Nuveen CEO William Huffman (Image: Nuveen)
Nuveen has agreed to buy Schroders in an all-cash deal valuing the UK investment manager at £9.9 billion ($13.5 billion), a transaction that would create a super-sized firm with nearly $2.5 trillion in assets under management.
Under the terms of the deal, Chicago-based Nuveen, which manages $1.4 trillion in assets, will acquire the entire issued and to-be-issued share capital of London-listed Schroders, a manager of $1.1 trillion, the companies said Thursday in a release. The combined group would rank among the largest active managers globally, with operations in more than 40 markets across equities, fixed income, infrastructure, real estate and private capital.
The expectation is that Schroders will continue to operate as a stand-alone business within the wider Nuveen group for at least 12 months after the deal’s completion. Richard Oldfield is to remain as CEO of Schroders, reporting to Nuveen CEO William Huffman, and become a member of the executive management team at Nuveen, a division of Manhattan-based finance giant TIAA.
“This transaction is about unlocking new growth opportunities for wealth and institutional investors around the world by giving our leading, differentiated public-to-private platform a broader global presence,” Huffman said.
London Base
London will serve as the combined group’s non-US headquarters and largest office, employing over 3,100 staff, in recognition of Schroders’ deep-rooted history, strong brand and status as a pre-eminent financial institution, according to the announcement.

Schroders CEO Richard Oldfield (Image: Schroders)
The deal has been unanimously approved by the boards of both companies, with Schroders’ board recommending the offer to shareholders. Trustee companies representing 41 percent of Schroders shares have also irrevocably agreed to vote in favour.
“The transaction will significantly accelerate our growth plans to create a leading public-to-private platform with enhanced geographic reach and a strengthened balance sheet,” Oldfield said. “Together, we can create an exceptional opportunity to provide clients with a true breadth of high-quality solutions to meet their evolving needs.”
The deal is expected to close in the fourth quarter of 2026, subject to shareholder approval and customary regulatory and antitrust clearances.

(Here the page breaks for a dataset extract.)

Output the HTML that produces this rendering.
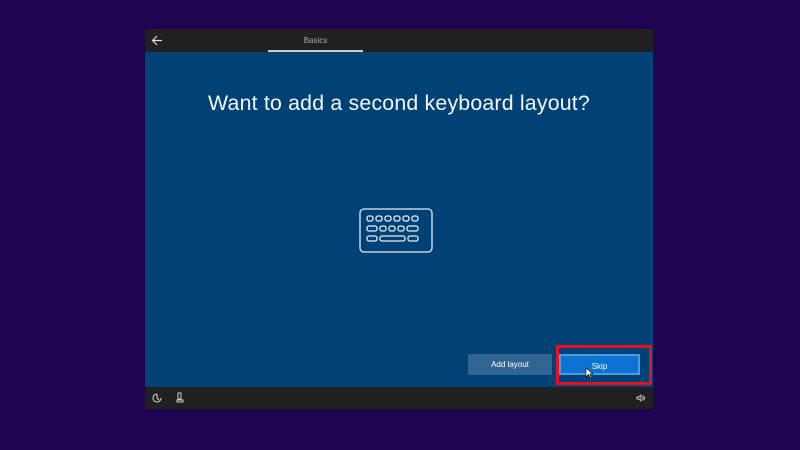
<!DOCTYPE html><html><head><style>
body{margin:0;width:800px;height:450px;background:#1c0453;position:relative;overflow:hidden;font-family:"Liberation Sans",sans-serif}
.w{position:absolute;left:145px;top:29px;width:508px;height:380px;background:#004275}
.top{position:absolute;left:0;top:0;width:508px;height:23px;background:#202020}
.bot{position:absolute;left:0;top:358px;width:508px;height:22px;background:#202020}
.tab{position:absolute;left:123px;top:0;width:95px;height:23px;color:#aaa;font-size:8px;text-align:center;line-height:24px}
.tab:after{content:"";position:absolute;left:0;bottom:0;width:95px;height:2px;background:#ccc}
h1{position:absolute;left:0;width:508px;top:62px;margin:0;text-align:center;color:#f4f7fa;font-weight:normal;font-size:21.3px;letter-spacing:0.2px}
.b{position:absolute;top:325px;height:21px;color:#fff;font-size:8px;text-align:center;line-height:21px;box-sizing:border-box}
</style></head><body>
<div class="w">
<div class="top"><svg style="position:absolute;left:6px;top:6px" width="12" height="11"><path d="M11 5.5H1.5M6 1L1.5 5.5 6 10" stroke="#ddd" stroke-width="1.2" fill="none"/></svg><div class="tab">Basics</div></div>
<h1>Want to add a second keyboard layout?</h1>
<svg style="position:absolute;left:214px;top:179px" width="76" height="46" fill="none" stroke="#e8eef5" stroke-width="1.3">
<rect x="1" y="1" width="72" height="43" rx="4"/>
<rect x="8" y="8" width="6" height="5" rx="2"/><rect x="17" y="8" width="6" height="5" rx="2"/><rect x="26" y="8" width="6" height="5" rx="2"/><rect x="35" y="8" width="6" height="5" rx="2"/><rect x="44" y="8" width="6" height="5" rx="2"/><rect x="53" y="8" width="6" height="5" rx="2"/>
<rect x="8" y="18" width="10" height="5" rx="2"/><rect x="21" y="18" width="6" height="5" rx="2"/><rect x="30" y="18" width="6" height="5" rx="2"/><rect x="39" y="18" width="6" height="5" rx="2"/><rect x="48" y="18" width="11" height="5" rx="2"/>
<rect x="8" y="28" width="10" height="5" rx="2"/><rect x="21" y="28" width="25" height="5" rx="2"/><rect x="49" y="28" width="10" height="5" rx="2"/>
</svg>
<div class="b" style="left:323px;width:84px;background:#2f6590">Add layout</div>
<div class="b" style="left:414px;width:81px;background:#0a74d0;border:2px solid #4a9be0">Skip</div>
<div style="position:absolute;left:411px;top:316px;width:90px;height:34px;border:3px solid #e8101e"></div>
<svg style="position:absolute;left:440px;top:338px" width="8" height="12"><path d="M1 1v9l2.5-2.5 2 3.5 1.3-.7-2-3.4H8z" fill="#fff" stroke="#000" stroke-width=".6"/></svg>
<div class="bot">
<svg style="position:absolute;left:7px;top:6px" width="10" height="10"><path d="M5 1a4 4 0 1 0 4 4M5 1v4l2 2" stroke="#ccc" fill="none" stroke-width="1.1"/></svg>
<svg style="position:absolute;left:31px;top:5px" width="8" height="11"><path d="M2 1h3v6H2zM1 8h6v2H1z" stroke="#ccc" fill="none" stroke-width="1"/></svg>
<svg style="position:absolute;left:491px;top:7px" width="9" height="8"><path d="M1 3h2l2-2v6L3 5H1zM6.5 2.5q1 1.5 0 3M7.5 1.5q2 2.5 0 5" stroke="#ccc" fill="none" stroke-width=".9"/></svg>
</div>
</div>
</body></html>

Schroders’ stock surged more than 28 percent in Thursday morning trading to £5.88 on the news, bringing it close to Nuveen’s offer price of £5.90 a share, as investors priced in the deal premium and a high likelihood of completion. The shares had climbed in recent months as Schroders refocused its business and exited underperforming markets like Brazil and Indonesia.
Asia Pacific Reboot
The M&A deal comes less than six months after Schroders named a new head of its Asia Pacific real estate business, as it signalled a reboot in the wake of defaults on loans tied to Hong Kong assets acquired under its most recent fund.
Jun Ando, formerly a managing director with the Ontario Teachers’ Pension Plan, took up his new post in September as Andrew Moore moved into a chairman role. While Schroders had built its Asia real estate business through the 2020 acquisition of Moore’s Hong Kong-based Pamfleet, Ando is based in Singapore.
The leadership change was announced as receivers sold The Nate, a property on Hong Kong’s Nathan Road that had been seized after a fund managed by Schroders defaulted on loans. UOB is also reportedly mulling the seizure of a Hong Kong shopping mall held by a Schroders JV with UK investor Chelsfield, as loans on that property also turned sour.